Importa também evidenciar duas personalidades relevantes da história contemporânea de Monchique que, embora não sendo arqueólogos, desenvolveram importantes estudos sobre a história e o património do concelho de Monchique. Augusto da Silva Carvalho publicou, em 1939, um interessante livro em que refere vários achados e sítios arqueológicos, alguns dos quais enquadráveis na Pré-história Recente e na Época Romana. José António Guerreiro Gascon, cuja paixão pelo território concelhio de Monchique e pela sua história levaram-no a trocar impressões com alguns dos célebres investigadores da sua época – tendo realizado publicações em diversos jornais sobre o património cultural de Monchique.

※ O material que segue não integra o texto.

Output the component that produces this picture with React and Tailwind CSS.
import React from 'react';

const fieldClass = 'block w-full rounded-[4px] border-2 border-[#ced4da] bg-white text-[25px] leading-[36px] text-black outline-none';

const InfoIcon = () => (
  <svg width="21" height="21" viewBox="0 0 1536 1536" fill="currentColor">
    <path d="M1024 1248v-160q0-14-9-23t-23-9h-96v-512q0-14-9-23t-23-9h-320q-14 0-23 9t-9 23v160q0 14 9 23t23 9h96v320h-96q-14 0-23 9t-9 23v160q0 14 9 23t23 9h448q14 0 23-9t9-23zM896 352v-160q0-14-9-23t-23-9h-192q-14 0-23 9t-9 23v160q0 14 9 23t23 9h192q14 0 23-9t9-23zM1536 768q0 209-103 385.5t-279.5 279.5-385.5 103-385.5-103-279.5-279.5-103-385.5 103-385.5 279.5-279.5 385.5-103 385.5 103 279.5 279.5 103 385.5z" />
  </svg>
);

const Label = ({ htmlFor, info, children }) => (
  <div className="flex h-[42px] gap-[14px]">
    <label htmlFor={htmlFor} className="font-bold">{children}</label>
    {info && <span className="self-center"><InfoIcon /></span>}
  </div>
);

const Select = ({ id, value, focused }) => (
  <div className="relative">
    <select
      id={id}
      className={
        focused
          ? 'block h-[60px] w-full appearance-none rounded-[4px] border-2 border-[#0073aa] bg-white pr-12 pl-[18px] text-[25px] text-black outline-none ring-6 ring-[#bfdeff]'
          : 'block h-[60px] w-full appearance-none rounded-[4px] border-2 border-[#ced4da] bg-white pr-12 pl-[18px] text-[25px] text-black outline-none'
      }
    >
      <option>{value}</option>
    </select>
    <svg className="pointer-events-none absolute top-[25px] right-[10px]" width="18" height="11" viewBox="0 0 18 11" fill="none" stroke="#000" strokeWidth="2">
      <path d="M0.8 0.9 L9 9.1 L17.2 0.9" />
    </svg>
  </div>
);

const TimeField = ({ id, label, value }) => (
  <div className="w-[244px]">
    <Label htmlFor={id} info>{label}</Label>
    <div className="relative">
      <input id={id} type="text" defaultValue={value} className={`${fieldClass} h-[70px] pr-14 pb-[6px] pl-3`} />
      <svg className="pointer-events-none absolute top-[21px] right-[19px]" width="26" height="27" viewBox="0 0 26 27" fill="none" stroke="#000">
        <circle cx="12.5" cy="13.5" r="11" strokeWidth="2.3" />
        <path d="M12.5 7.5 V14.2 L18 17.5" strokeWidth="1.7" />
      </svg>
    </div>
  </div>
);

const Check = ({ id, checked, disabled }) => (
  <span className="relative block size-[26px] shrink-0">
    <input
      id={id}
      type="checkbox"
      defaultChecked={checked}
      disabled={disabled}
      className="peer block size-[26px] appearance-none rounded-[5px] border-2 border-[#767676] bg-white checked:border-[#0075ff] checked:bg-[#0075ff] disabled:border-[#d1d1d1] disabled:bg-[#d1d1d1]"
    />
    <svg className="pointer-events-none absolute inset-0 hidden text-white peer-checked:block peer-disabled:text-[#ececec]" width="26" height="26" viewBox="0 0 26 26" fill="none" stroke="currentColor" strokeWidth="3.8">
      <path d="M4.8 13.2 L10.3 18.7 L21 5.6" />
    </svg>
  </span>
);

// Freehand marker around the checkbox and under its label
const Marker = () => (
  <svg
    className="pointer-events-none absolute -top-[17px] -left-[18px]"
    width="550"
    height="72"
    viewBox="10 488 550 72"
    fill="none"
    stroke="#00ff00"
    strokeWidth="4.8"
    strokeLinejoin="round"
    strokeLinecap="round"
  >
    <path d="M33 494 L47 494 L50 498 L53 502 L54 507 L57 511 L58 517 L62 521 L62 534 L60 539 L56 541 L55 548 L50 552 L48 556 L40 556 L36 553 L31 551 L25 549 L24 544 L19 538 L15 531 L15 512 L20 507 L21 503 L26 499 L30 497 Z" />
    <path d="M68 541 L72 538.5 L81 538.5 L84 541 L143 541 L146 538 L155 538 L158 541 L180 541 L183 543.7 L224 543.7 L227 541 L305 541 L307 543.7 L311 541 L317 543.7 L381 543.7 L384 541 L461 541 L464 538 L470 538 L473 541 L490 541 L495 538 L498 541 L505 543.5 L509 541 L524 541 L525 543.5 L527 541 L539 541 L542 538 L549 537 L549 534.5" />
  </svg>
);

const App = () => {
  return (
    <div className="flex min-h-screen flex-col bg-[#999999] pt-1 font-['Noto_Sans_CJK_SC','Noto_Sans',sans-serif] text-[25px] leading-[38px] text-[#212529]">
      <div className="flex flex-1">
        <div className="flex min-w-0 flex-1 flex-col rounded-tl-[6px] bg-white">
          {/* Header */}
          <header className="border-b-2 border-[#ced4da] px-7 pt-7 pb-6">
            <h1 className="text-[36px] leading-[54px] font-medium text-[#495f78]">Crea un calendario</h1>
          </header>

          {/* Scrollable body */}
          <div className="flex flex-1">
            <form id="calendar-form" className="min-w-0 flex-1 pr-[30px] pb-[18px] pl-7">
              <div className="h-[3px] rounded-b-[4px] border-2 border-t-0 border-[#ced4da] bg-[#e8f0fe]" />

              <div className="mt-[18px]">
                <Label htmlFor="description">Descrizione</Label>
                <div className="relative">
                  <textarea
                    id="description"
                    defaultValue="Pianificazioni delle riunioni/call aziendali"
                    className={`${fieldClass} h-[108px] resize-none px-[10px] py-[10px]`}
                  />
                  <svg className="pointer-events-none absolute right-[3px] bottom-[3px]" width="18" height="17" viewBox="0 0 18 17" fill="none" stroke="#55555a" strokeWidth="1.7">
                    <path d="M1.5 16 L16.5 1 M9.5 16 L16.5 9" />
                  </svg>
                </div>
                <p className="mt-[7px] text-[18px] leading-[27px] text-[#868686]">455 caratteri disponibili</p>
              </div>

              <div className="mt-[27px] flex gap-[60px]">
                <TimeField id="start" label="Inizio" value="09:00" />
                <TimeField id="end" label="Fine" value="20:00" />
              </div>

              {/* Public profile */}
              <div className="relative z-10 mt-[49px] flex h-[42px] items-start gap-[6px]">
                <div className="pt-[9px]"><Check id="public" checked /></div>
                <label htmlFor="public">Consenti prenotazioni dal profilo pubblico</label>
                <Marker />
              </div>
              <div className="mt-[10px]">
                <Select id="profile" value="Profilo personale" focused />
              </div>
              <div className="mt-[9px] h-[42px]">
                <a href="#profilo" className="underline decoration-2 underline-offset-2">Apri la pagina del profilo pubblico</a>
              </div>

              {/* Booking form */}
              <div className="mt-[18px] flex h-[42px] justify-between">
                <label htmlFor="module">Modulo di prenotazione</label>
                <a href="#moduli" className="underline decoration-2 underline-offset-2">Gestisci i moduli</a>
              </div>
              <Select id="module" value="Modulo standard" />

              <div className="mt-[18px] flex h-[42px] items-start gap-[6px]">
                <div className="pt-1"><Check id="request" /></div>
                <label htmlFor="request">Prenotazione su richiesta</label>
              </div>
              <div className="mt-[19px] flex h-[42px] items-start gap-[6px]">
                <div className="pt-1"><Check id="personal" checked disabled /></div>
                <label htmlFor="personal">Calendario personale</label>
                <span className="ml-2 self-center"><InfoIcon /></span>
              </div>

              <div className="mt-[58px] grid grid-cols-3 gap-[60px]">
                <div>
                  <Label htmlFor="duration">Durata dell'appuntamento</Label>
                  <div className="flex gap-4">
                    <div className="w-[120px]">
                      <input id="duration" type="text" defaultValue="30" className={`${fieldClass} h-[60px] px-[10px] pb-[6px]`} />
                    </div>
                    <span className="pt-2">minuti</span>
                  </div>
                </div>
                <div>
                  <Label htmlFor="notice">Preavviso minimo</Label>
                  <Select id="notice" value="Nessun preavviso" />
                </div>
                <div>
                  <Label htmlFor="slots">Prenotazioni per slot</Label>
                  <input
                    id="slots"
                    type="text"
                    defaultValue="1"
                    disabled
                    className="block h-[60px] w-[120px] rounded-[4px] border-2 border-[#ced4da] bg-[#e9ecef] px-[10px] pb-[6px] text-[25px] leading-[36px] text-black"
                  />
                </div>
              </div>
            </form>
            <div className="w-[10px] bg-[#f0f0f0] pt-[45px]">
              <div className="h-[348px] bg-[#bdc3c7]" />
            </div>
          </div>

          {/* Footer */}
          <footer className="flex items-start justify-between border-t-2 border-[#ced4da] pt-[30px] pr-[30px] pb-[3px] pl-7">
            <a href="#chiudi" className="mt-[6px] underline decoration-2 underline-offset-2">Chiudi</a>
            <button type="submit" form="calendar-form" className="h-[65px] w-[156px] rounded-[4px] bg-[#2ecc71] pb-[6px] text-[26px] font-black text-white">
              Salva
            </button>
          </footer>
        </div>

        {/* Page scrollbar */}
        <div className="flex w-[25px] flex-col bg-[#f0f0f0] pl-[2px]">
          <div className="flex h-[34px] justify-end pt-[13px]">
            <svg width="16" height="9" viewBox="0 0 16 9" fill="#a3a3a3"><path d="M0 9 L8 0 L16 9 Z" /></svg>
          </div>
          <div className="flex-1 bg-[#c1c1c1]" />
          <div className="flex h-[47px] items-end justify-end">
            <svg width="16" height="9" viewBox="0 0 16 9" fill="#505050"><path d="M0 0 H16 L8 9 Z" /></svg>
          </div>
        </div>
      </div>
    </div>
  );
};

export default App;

A título de exemplo realça-se que em 1928 publicou um artigo no jornal Notícias do Sul em que refere, entre outras coisas, o achado de sepulturas arqueológicas na envolvência das Caldas de Monchique (nove anos antes das primeiras descobertas de Abel Viana). As suas pesquisas culminaram na elaboração de uma incontornável obra monográfica que reúne diversas informações sobre esta região serrana, várias delas de âmbito arqueológico. Por último, salienta-se que na Galeria de Santo António encontra-se atualmente a exposição Pioneiros do conhecimento científico do Algarve, que inclui diversas informações sobre os investigadores mencionados neste texto.